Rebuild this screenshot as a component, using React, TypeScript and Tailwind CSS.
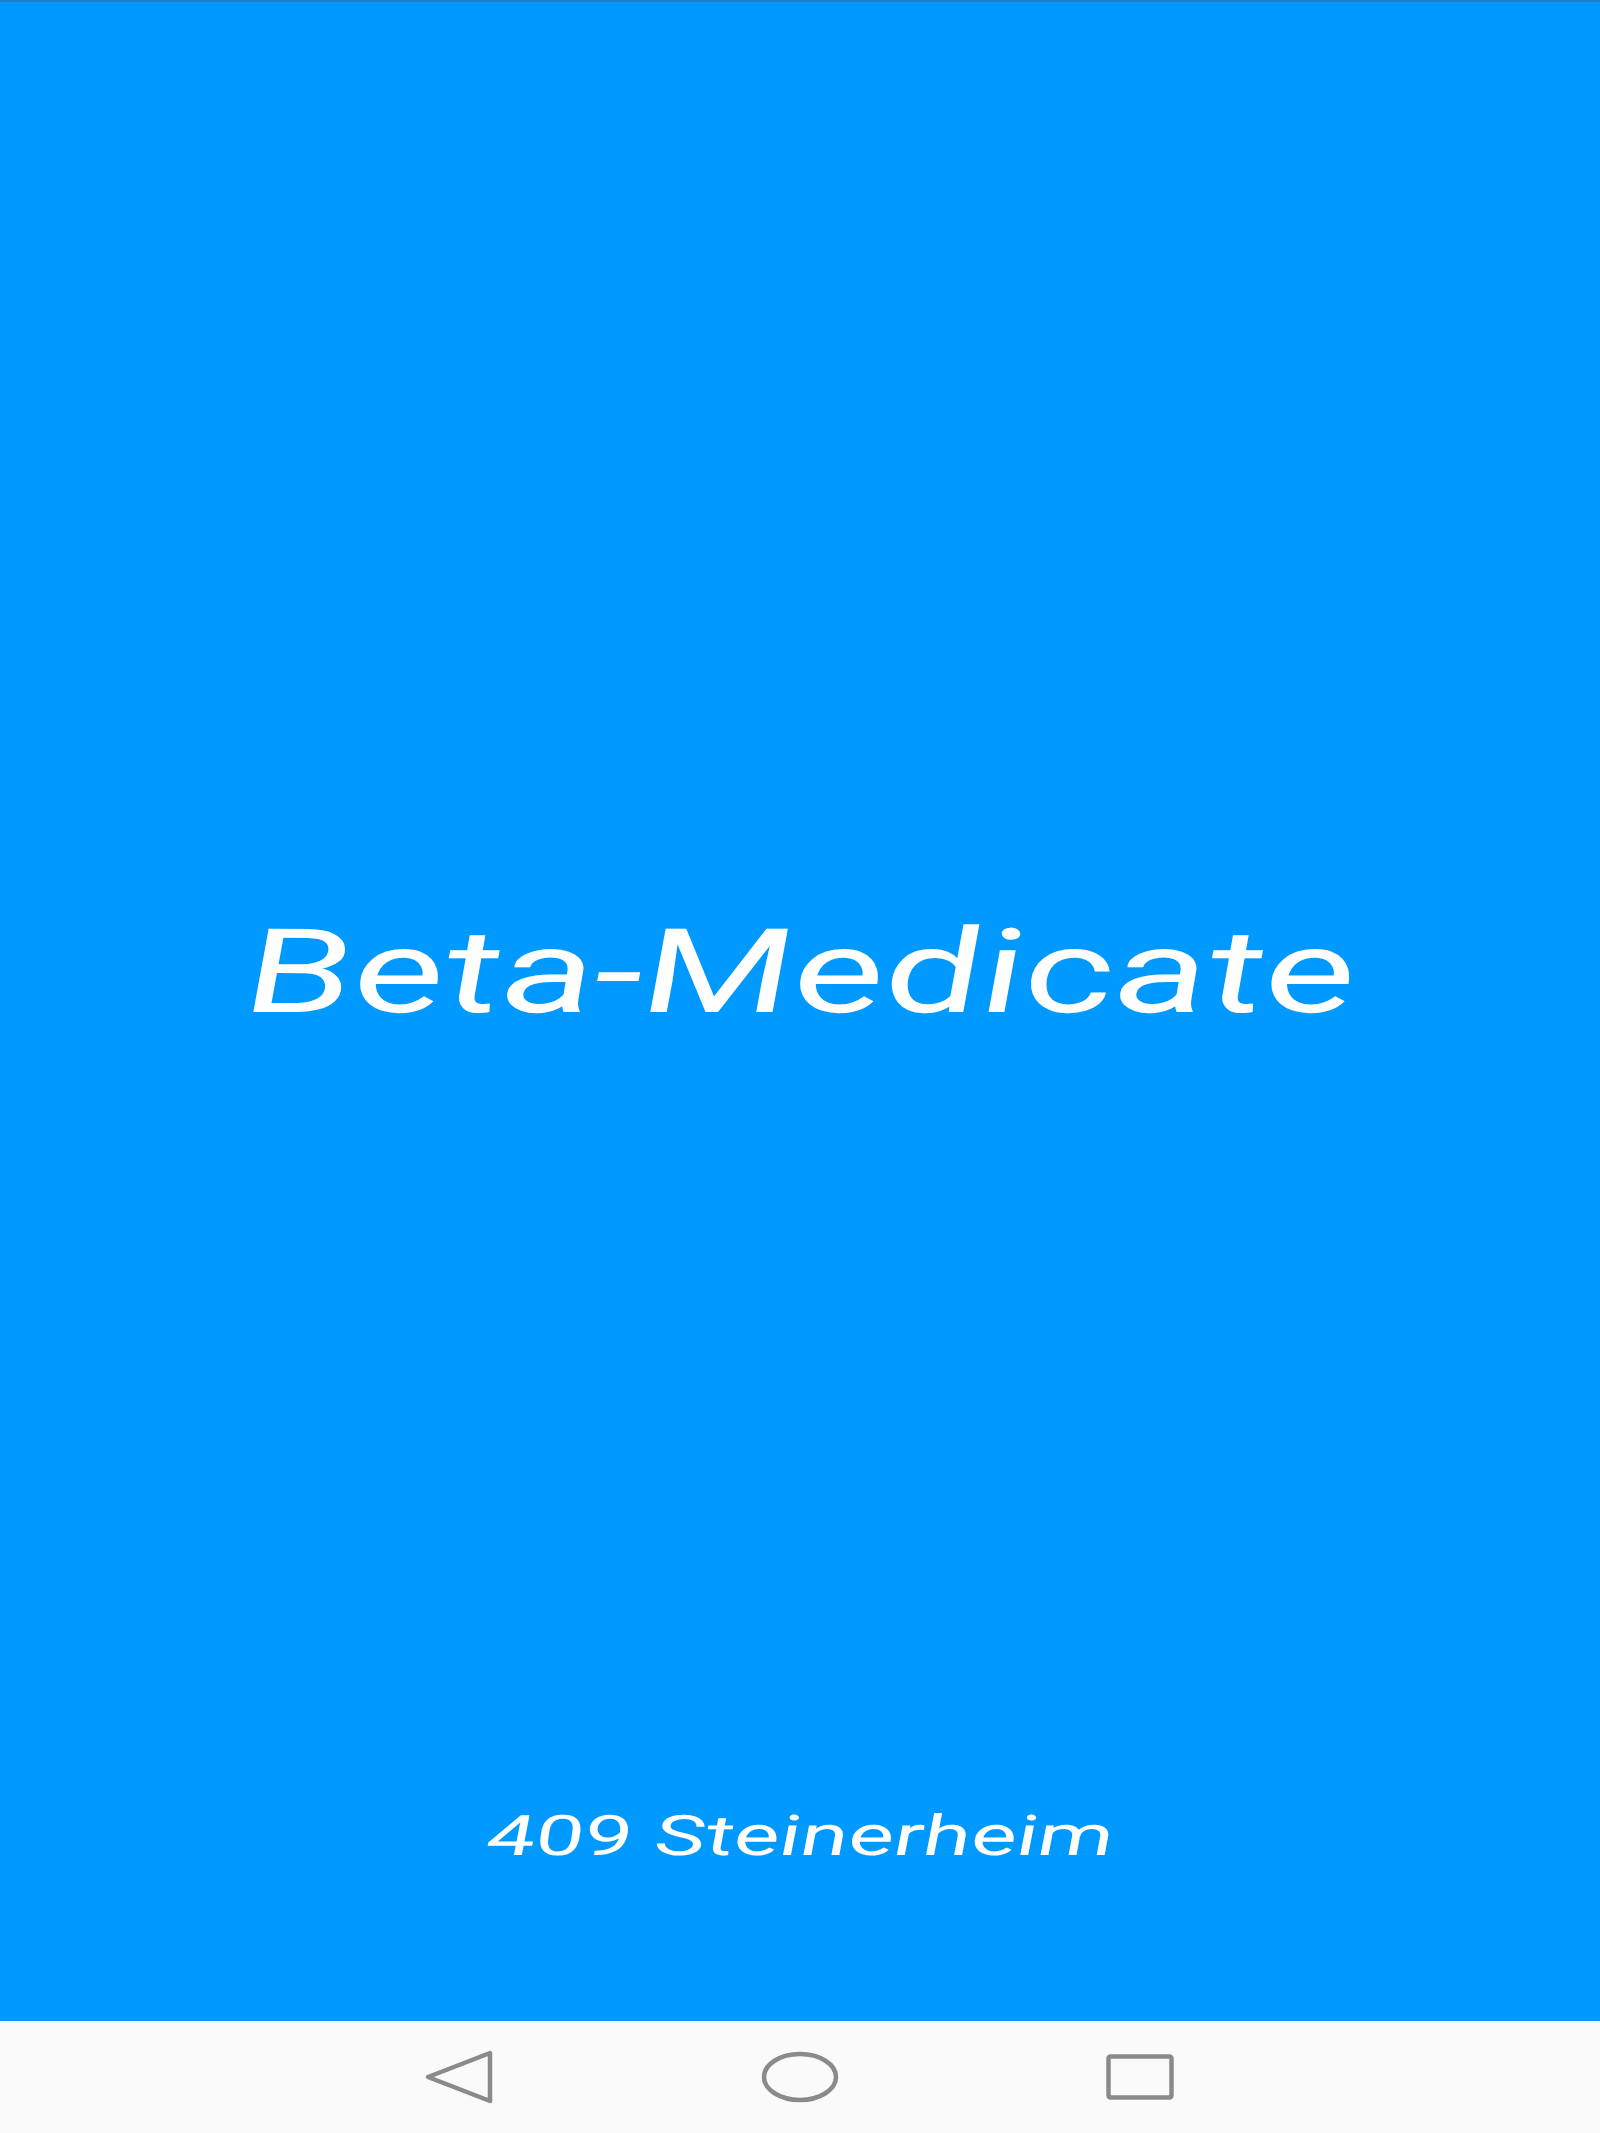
export default function App() {
  return (
    <div className="w-[1600px] h-[2133px] flex flex-col overflow-hidden" style={{ fontFamily: 'Roboto, "Liberation Sans", sans-serif' }}>
      <div className="h-[2021px] bg-[#0099ff] border-t-2 border-[#1a7fc8] flex flex-col items-center">
        <h1 className="mt-[912px] text-[117px] leading-none italic text-white scale-x-[1.52] skew-x-[3deg] whitespace-nowrap font-normal">
          Beta-Medicate
        </h1>
        <p className="mt-[777px] text-[56px] leading-none italic text-white scale-x-[1.59] skew-x-[3deg] whitespace-nowrap">
          409 Steinerheim
        </p>
      </div>
      <div className="h-[112px] bg-[#fafafa] flex justify-center items-center">
        <div className="w-[340px] flex justify-center">
          <svg width="72" height="56" viewBox="0 0 72 56" fill="none" stroke="#8a8a8a" strokeWidth="4.5" strokeLinejoin="round">
            <path d="M4 28 L66 4 L66 52 Z" />
          </svg>
        </div>
        <div className="w-[340px] flex justify-center">
          <svg width="78" height="52" viewBox="0 0 78 52" fill="none" stroke="#8a8a8a" strokeWidth="4.5">
            <ellipse cx="39" cy="26" rx="36" ry="23" />
          </svg>
        </div>
        <div className="w-[340px] flex justify-center">
          <svg width="68" height="46" viewBox="0 0 68 46" fill="none" stroke="#8a8a8a" strokeWidth="4.5" strokeLinejoin="round">
            <rect x="2.5" y="2.5" width="63" height="41" rx="2" />
          </svg>
        </div>
      </div>
    </div>
  );
}
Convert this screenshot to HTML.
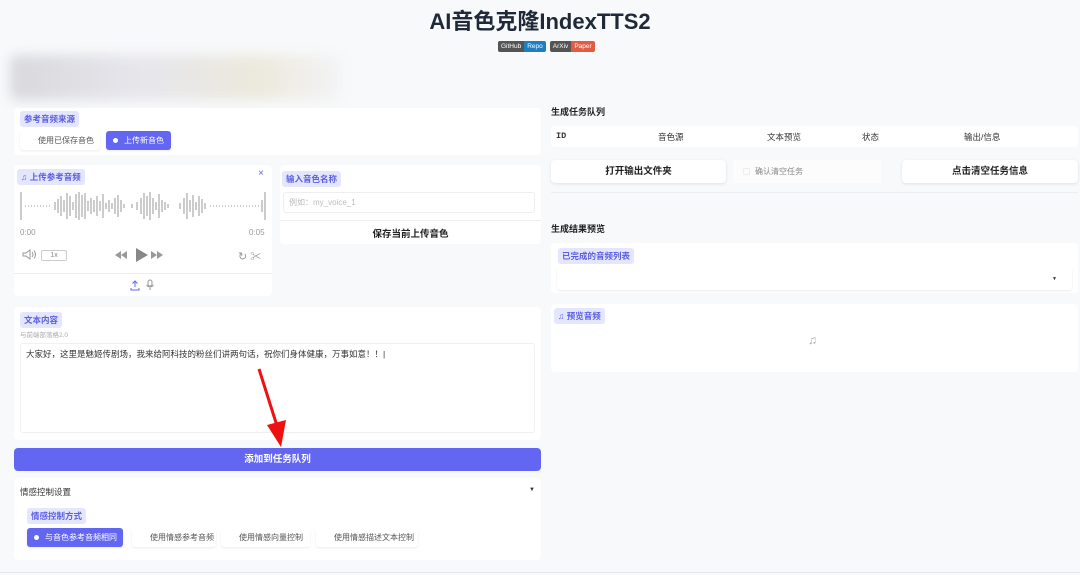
<!DOCTYPE html>
<html><head><meta charset="utf-8"><style>
*{box-sizing:border-box;margin:0;padding:0}
body{width:1080px;height:575px;background:#f8f9fb;font-family:"Liberation Sans","Noto Sans CJK SC",sans-serif;position:relative;overflow:hidden;color:#333;font-size:9px}
.a{position:absolute;white-space:nowrap}
.panel{position:absolute;background:#fff;border-radius:4px}
.lbl{position:absolute;background:#e3e6fd;color:#5b5fe0;font-weight:bold;font-size:8.5px;padding:2px 4px;border-radius:3px;white-space:nowrap}
.rad{position:absolute;height:19px;border-radius:3px;background:#fff;box-shadow:0 1px 2px rgba(0,0,0,.08);font-size:8px;color:#555;line-height:19px;padding-left:18px;white-space:nowrap;overflow:hidden}
.rad.on{background:#6366f1;color:#fff}
.rad.on:before{content:"";position:absolute;left:7px;top:7px;width:5px;height:5px;border-radius:50%;background:#fff}
.btn{position:absolute;background:#fff;border-radius:4px;box-shadow:0 1px 3px rgba(0,0,0,.1);text-align:center;font-weight:bold;font-size:9.5px;color:#222}
</style></head><body>
<div class="a" style="left:0;width:1080px;top:8px;text-align:center;font-size:22px;line-height:28px;font-weight:bold;color:#1f2937">AI音色克隆IndexTTS2</div>
<div class="a" style="left:498px;top:41px;height:11px;font-size:6.5px;line-height:11px;display:flex">
<span style="background:#555;color:#fff;padding:0 3px;border-radius:2px 0 0 2px">GitHub</span><span style="background:#1e7ec2;color:#fff;padding:0 3px;border-radius:0 2px 2px 0">Repo</span>
<span style="width:4px"></span>
<span style="background:#555;color:#fff;padding:0 3px;border-radius:2px 0 0 2px">ArXiv</span><span style="background:#e05d44;color:#fff;padding:0 3px;border-radius:0 2px 2px 0">Paper</span></div>
<div class="a" style="left:10px;top:55px;width:330px;height:45px;background:linear-gradient(90deg,#d8d8dd,#e6e6ec 40%,#ece9dc 75%,#f3f3f5);filter:blur(6px);border-radius:8px"></div>

<div class="panel" style="left:14px;top:108px;width:527px;height:47px"></div>
<div class="lbl" style="left:20px;top:111px">参考音频来源</div>
<div class="rad" style="left:20px;top:131px;width:80px">使用已保存音色</div>
<div class="rad on" style="left:106px;top:131px;width:65px">上传新音色</div>

<div class="panel" style="left:14px;top:165px;width:258px;height:131px"></div>
<div class="lbl" style="left:17px;top:169px">♫ 上传参考音频</div>
<div class="a" style="left:258px;top:168px;font-size:10px;color:#6366f1">×</div>
<svg class="a" style="left:20px;top:190px" width="246" height="32"><g stroke="#999" stroke-width="1">
<line x1="1" y1="2" x2="1" y2="30"/><line x1="245" y1="2" x2="245" y2="30"/>
<line x1="5" y1="16" x2="30" y2="16" stroke-dasharray="1 2"/>
<path d="M35 12v8M38 9v14M41 6v20M44 10v12M47 3v26M50 6v20M53 12v8M56 4v24M59 2v28M62 5v22M65 3v26M68 11v10M71 8v16M74 10v12M77 6v20M80 11v10M83 4v24M86 13v6M89 10v12M92 13v6M95 8v16M98 5v22M101 10v12M104 14v4M112 14v4M117 12v8M121 8v16M124 3v26M127 6v20M130 2v28M133 8v16M136 12v8M139 4v24M142 10v12M145 12v8M148 14v4M160 13v6M164 8v16M167 3v26M170 10v12M173 5v22M176 12v8M179 6v20M182 9v14M185 13v6"/>
<line x1="190" y1="16" x2="240" y2="16" stroke-dasharray="1 2"/><path d="M242 10v12"/></g></svg>
<div class="a" style="left:20px;top:228px;color:#999;font-size:8px">0:00</div>
<div class="a" style="left:249px;top:228px;color:#999;font-size:8px">0:05</div>
<svg class="a" style="left:22px;top:249px" width="14" height="11"><path d="M1 4h3l4-3v9l-4-3H1z" fill="none" stroke="#999"/><path d="M10 3q2 2.5 0 5M12 1.5q3 4 0 8" fill="none" stroke="#999"/></svg>
<div class="a" style="left:41px;top:250px;width:26px;height:11px;border:1px solid #ccc;border-radius:2px;font-size:7px;color:#888;text-align:center;line-height:9px">1x</div>
<svg class="a" style="left:114px;top:247px" width="50" height="16"><g fill="#999"><path d="M1 8l6-4v8zM7 8l6-4v8z"/><path d="M22 1l12 7-12 7z" fill="#888"/><path d="M37 4l6 4-6 4zM43 4l6 4-6 4z"/></g></svg>
<div class="a" style="left:238px;top:248px;color:#999;font-size:11px">↻ ✂</div>
<div class="a" style="left:14px;top:273px;width:258px;border-top:1px solid #eee"></div>
<svg class="a" style="left:130px;top:279px" width="26" height="12"><path d="M5 8V2M2.5 4.5L5 2l2.5 2.5M1 9v2h8V9" fill="none" stroke="#6366f1"/><rect x="18" y="1" width="4" height="6" rx="2" fill="none" stroke="#999"/><path d="M16.5 6q3.5 4 7 0M20 9v2" fill="none" stroke="#999"/></svg>

<div class="panel" style="left:280px;top:165px;width:261px;height:79px"></div>
<div class="lbl" style="left:282px;top:171px">输入音色名称</div>
<div class="a" style="left:283px;top:192px;width:252px;height:21px;border:1px solid #eee;border-radius:3px;color:#bbb;font-size:8px;line-height:20px;padding-left:5px">例如：my_voice_1</div>
<div class="a" style="left:280px;top:220px;width:261px;border-top:1px solid #eee"></div>
<div class="a" style="left:280px;top:226px;width:261px;text-align:center;font-weight:bold;font-size:9.5px;color:#222">保存当前上传音色</div>

<div class="panel" style="left:14px;top:307px;width:527px;height:133px"></div>
<div class="lbl" style="left:20px;top:312px">文本内容</div>
<div class="a" style="left:20px;top:329px;color:#aaa;font-size:6.5px">与前端部落格2.0</div>
<div class="a" style="left:20px;top:343px;width:515px;height:90px;border:1px solid #f0f0f0;border-radius:3px"></div>
<div class="a" style="left:26px;top:348px;font-size:8.5px;color:#333">大家好，这里是魅姬传剧场，我来给阿科技的粉丝们讲两句话，祝你们身体健康，万事如意！！|</div>
<div class="a" style="left:14px;top:448px;width:527px;height:23px;background:#6366f1;border-radius:4px;color:#fff;font-weight:bold;font-size:9.5px;text-align:center;line-height:23px">添加到任务队列</div>
<svg class="a" style="left:250px;top:365px" width="40" height="85"><line x1="9" y1="4" x2="28" y2="64" stroke="#ee1111" stroke-width="3"/><polygon points="17,60 36,55 31,82" fill="#ee1111"/></svg>

<div class="panel" style="left:14px;top:478px;width:527px;height:82px"></div>
<div class="a" style="left:20px;top:486px;font-size:8.5px;color:#333">情感控制设置</div>
<div class="a" style="left:529px;top:487px;font-size:6px">▼</div>
<div class="lbl" style="left:27px;top:508px">情感控制方式</div>
<div class="rad on" style="left:27px;top:528px;width:96px">与音色参考音频相同</div>
<div class="rad" style="left:132px;top:528px;width:84px">使用情感参考音频</div>
<div class="rad" style="left:221px;top:528px;width:89px">使用情感向量控制</div>
<div class="rad" style="left:316px;top:528px;width:102px">使用情感描述文本控制</div>

<div class="a" style="left:551px;top:105px;font-weight:bold;font-size:9px;color:#222">生成任务队列</div>
<div class="panel" style="left:551px;top:126px;width:527px;height:21px"></div>
<div class="a" style="left:556px;top:131px;font-size:8.5px;font-weight:bold;color:#333;font-family:'Liberation Mono','Noto Sans CJK SC',monospace">ID</div>
<div class="a" style="left:658px;top:131px;font-size:8.5px;color:#333">音色源</div>
<div class="a" style="left:767px;top:131px;font-size:8.5px;color:#333">文本预览</div>
<div class="a" style="left:862px;top:131px;font-size:8.5px;color:#333">状态</div>
<div class="a" style="left:964px;top:131px;font-size:8.5px;color:#333">输出/信息</div>
<div class="btn" style="left:551px;top:160px;width:175px;height:23px;line-height:23px">打开输出文件夹</div>
<div class="a" style="left:733px;top:160px;width:148px;height:23px;background:#fcfcfd"></div>
<div class="a" style="left:743px;top:168px;width:7px;height:7px;border:1px solid #eee"></div>
<div class="a" style="left:755px;top:166px;font-size:8px;color:#888">确认清空任务</div>
<div class="btn" style="left:902px;top:160px;width:176px;height:23px;line-height:23px">点击清空任务信息</div>
<div class="a" style="left:551px;top:192px;width:527px;border-top:1px solid #eceef2"></div>
<div class="a" style="left:551px;top:222px;font-weight:bold;font-size:9px;color:#222">生成结果预览</div>
<div class="panel" style="left:551px;top:243px;width:527px;height:50px"></div>
<div class="lbl" style="left:558px;top:248px">已完成的音频列表</div>
<div class="a" style="left:557px;top:267px;width:515px;height:23px;border-radius:3px;box-shadow:0 1px 2px rgba(0,0,0,.08)"></div>
<div class="a" style="left:1052px;top:276px;font-size:5px;color:#333">▼</div>
<div class="panel" style="left:551px;top:304px;width:527px;height:68px"></div>
<div class="lbl" style="left:554px;top:308px">♫ 预览音频</div>
<div class="a" style="left:808px;top:333px;font-size:12px;color:#aaa">♫</div>
<div class="a" style="left:0;top:572px;width:1080px;border-top:1px solid #e5e7eb"></div>
</body></html>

◆ ◆ ◆ ◆

■ **INSTRUCTIONS TO FOLLOW**: Working from the listing above, pick out every line that has "screenshot" and copy it.

■ **THE COMPLETED TASK**:
Rebuild this screenshot as a component, using React, TypeScript and Tailwind CSS.
Convert this screenshot to HTML.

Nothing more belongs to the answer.